Until now, we have only talked about synchronous, blocking communications in MPI. This tutorial will focus on Asynchronous, non-blocking communication with MPI. Asynchronous communication is often the key to achieving high performance computing with MPI applications. Using asynchronous communication has several advantages.
The biggest advantage is that the functions are non-blocking, which allows threads to continue doing computations while communication with another thread is still pending. Another advantage is that if used correctly, you can bypass some internal MPI buffers, and dramatically increase the communication bandwidth of your program. There are many flavors of asynchronous communication, but the most basic ones are called MPI_Isend and MPI_Irecv.
Unlike the synchronous version of MPI_Send, MPI_Isend is non-blocking. If a thread uses this function to send data, the function will return immediately, usually before the data is finished being sent. WARNING. Because the function returns before the data transaction has finished, you must be extra careful not to change any of the data in the buffer that you passed as an argument into MPI_Isend. For example, the following code is not safe.
int i=123; MPI_Request myRequest; MPI_Isend(&i, 1, MPI_INT, 1, MY_LITTLE_TAG, MPI_COMM_WORLD, &myRequest); i=234;
In the code above, notice how the address of i is passed in as the buffer, because we only intend on sending one integer. Now notice how we change i directly after the MPI_Isend function call. This practice is inherently unsafe, because it is possible that the backend MPI routines will read the value of i after we changed it to 234, so 234 will be sent instead of 123. This is a race condition, which can be very difficult to debug.
Avoiding race conditions
If a thread that sends data through MPI_Isend needs to reuse the buffer for something else at some later point in time, it is necessary to wait until the asynchronous send is finished. Luckily, MPI has provided us with a function which does exactly this, MPI_Wait. Consider the sample code below:
int i=123; MPI_Request myRequest; MPI_Isend(&i, 1, MPI_INT, 1, MY_LITTLE_TAG, MPI_COMM_WORLD, &myRequest); // do some calculations here // Before we re-use variable i, we need to wait until the asynchronous function call is complete MPI_Status myStatus; MPI_Wait(&myRequest, &myStatus); i=234;
In the code above, you can see that before the thread can reuse the buffer or variable passed into MPI_Isend, it must call MPI_Wait first to avoid any potential race conditions. In the example above, the thread can continue to perform calculations while the communication is taking place, which can make for more efficient parallel programs.
The receiving side
So far, we’ve only covered how to send data asynchronously, but now it’s time to discuss how to receive data asynchronously. Just as there is an MPI_recv, there is an MPI_Irecv function. When called, this function returns immediately, which allows the thread to continue doing calculations of some sort while the data is still being received. However, before the receiving thread actually uses the data it is receiving, it must call MPI_Wait to ensure that the data is valid
Performance with asynchronous receive
MPI is a fairly complex protocol with many different implementations by different companies.
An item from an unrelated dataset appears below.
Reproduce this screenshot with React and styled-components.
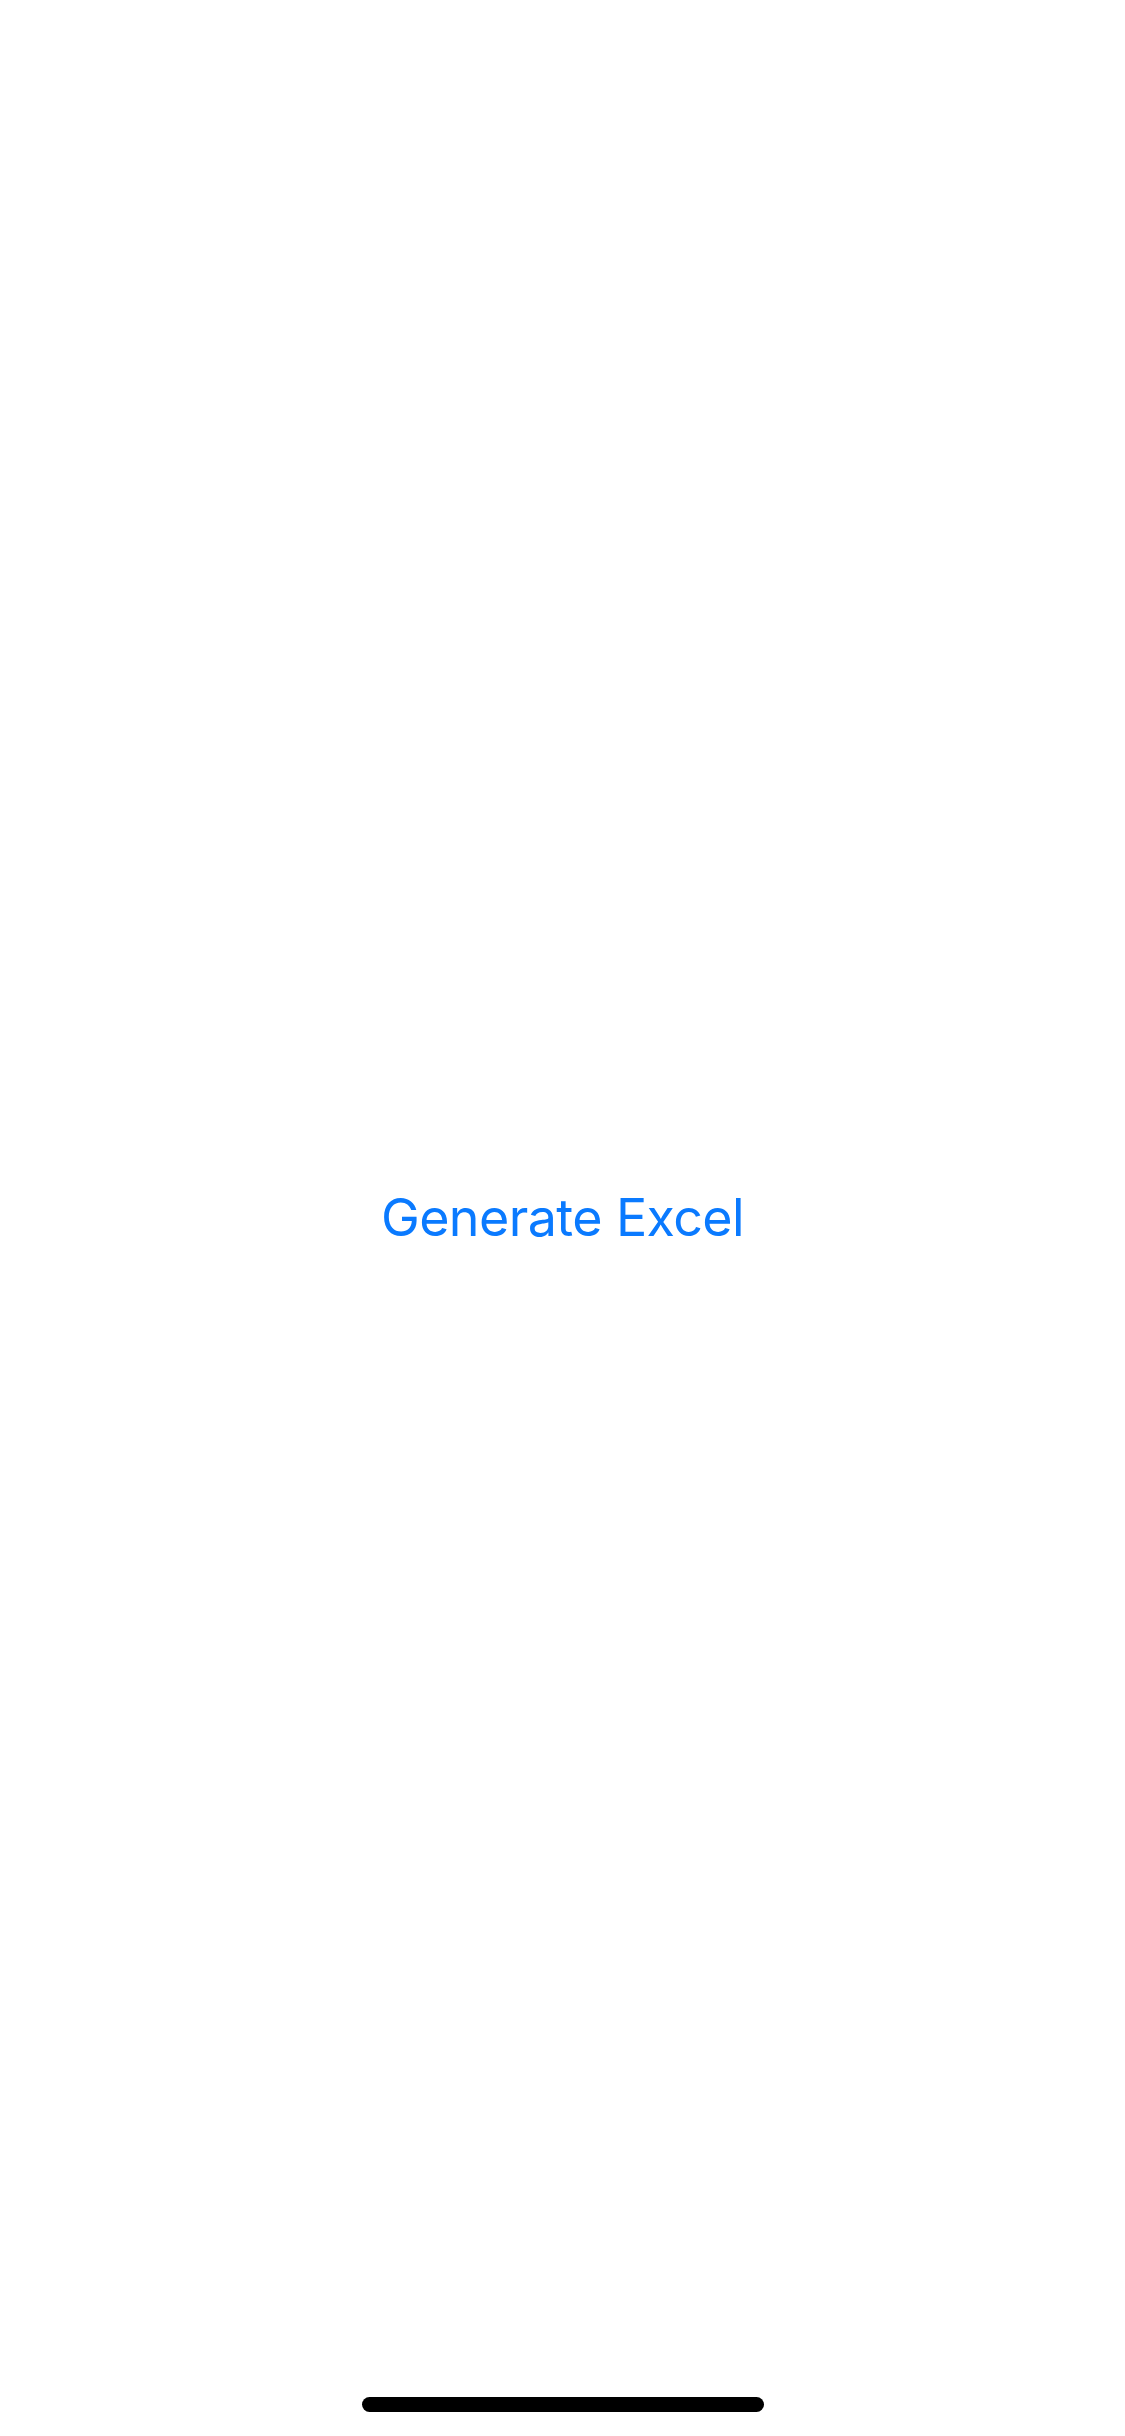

The main reason asynchronous communication is important is because it can help make your programs more efficient, and thus, faster. Due to the nature of asynchronous sends and receives, a sending thread could call MPI_Isend before the receiving thread calls MPI_Irecv. In such a case, The MPI implementation would temporarily store the information in an internal buffer somewhere in the receiving machine. However, if MPI_Irecv is called before the sending thread calls MPI_Isend, then the MPI implementation would simply start filling in data in the buffer you provided instead of using an internal buffer first. This effectively eliminates the need for a memory copy on the receiving thread, which can be fairly costly for large pieces of data. Therefor, if you’re sending large pieces of data, it may be in your best interest to call MPI_Irecv before the sending thread calls MPI_Isend. This can be hard to accomplish sometimes, but if it’s possible to do in your application, this can help squeeze out a little extra performance.
Other flavors of asynchronous communication
MPI is a complicated protocol and has many different flavors of functions to send and receive data both synchronously, and asynchronously, but this tutorial just shows you the basic functions that are most often used. The use of other, less standard, functions may have unexpected negative performance impacts to your program, so it’s a good idea to read up carefully if you intend on using other functions. Generally, the more complicated functions are not recommended for high performance applications.